For his conservative $10,000, he puts $8,000 into Vanguard Money Market Trust-Prime Portfolio (800-662-7447), a money market fund with a current yield of 7.31%. His next $1,000 goes into T. Rowe Price New Era Fund (800-638-5660), which invests in stocks of natural resource companies that will benefit from higher inflation. The fund gained 15.89% in 1987 through Dec. 23.
His last $1,000 in the conservative portfolio goes into T. Rowe Price International Bond Fund (800-638-5660), which invests in foreign and U.S. bonds and is poised to capitalize on further declines in the dollar. The fund gained 22.82% in 1987 through Dec. 23.
Donoghue splits his risky $10,000 into three equal parts, one third into T. Rowe Price International Bond Fund and one third into T. Rowe Price New Era Fund. He bets the last $3,333 on T. Rowe Price International Stock Fund (800-638-5660), which invests in foreign stocks and gained 7.82% in 1987 through Dec. 23, thanks to the falling dollar.
Edward A. Taber III
Taber is head of T. Rowe Price's taxable-bond division and portfolio manager of its International Bond Fund, the top performing bond-oriented fund in 1987, with a 22.82% gain through Dec. 23, according to Lipper Analytical Services. His prescription: Go heavy into foreign bonds, since the dollar could fall another 10% to 15% in 1988, boosting values of overseas securities.
For a conservative $10,000, Taber suggests a diversified mix of high-quality, short- to intermediate-term foreign bonds. Specifically, he likes $5,000 in one- to two-year Japanese governments, yielding about 4%; $3,000 in five- to 10-year West German governments, yielding about 6.5%, and $2,000 in two- to five-year British governments (also called gilts), yielding about 9.5% to 10%.
However, Taber notes that few U.S. brokerages are equipped to sell these bonds to retail customers, so he suggests that investors buy international bond mutual funds. Most of these types of funds, including his own, carry these bonds in their portfolios.
Taber puts all of his risky $10,000 into T. Rowe Price New Horizon Fund (800-638-5660), which invests in stocks of emerging small-capitalization growth companies. These stocks, he said, "haven't been this undervalued since 1973-74," and thus are poised to benefit from a market rally.
Robert K. Heady
As publisher of Bank Rate Monitor, a newsletter in North Palm Beach, Fla., Heady is a leading expert on bank rates and trends. His strategy: Stick with high-yielding, federally insured savings accounts, which pay handsomely with no risk. "With the shock waves of Black Monday, you should stress safety," he says.

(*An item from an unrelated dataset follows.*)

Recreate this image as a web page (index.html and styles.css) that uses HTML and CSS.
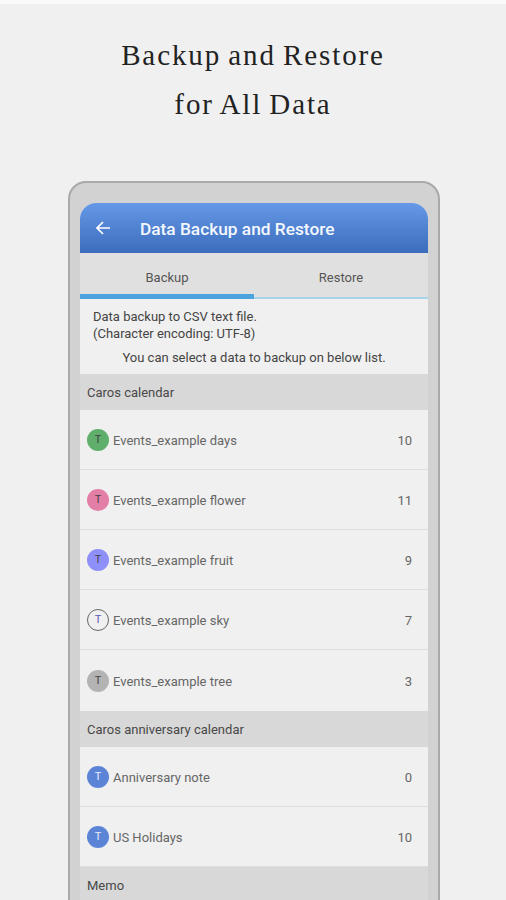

Heady suggests investing both the conservative and risky $10,000 into a high-yielding, federally insured bank money market deposit account. One bank, First Deposit National Bank of Tilton, N.H., (800-821-9049) is paying an annual yield of 9% on the account, available for a minimum deposit of $5,000. That promotional yield is likely to fall on Jan. 31 but should still be in the 7%-8% range, making it still among the top-paying banks nationwide for that account.
The beauty of such accounts is that funds can be withdrawn at any time without penalty, perhaps moved to another federally insured bank paying a higher rate. "Why take a chance on losing anything (in stocks or bonds) if you can earn that much?" Heady asks, noting that deposits of up to $100,000 are insured by the U.S. government.
Those who can afford to tie up their money for a short while might instead put their $10,000 into a high-yielding six-month CD to lock in a high rate, Heady suggests. A six-month CD at Peoples Savings & Loan in Llano, Tex., (800-362-9175) yields 8.59%, with a minimum deposit of $1,000.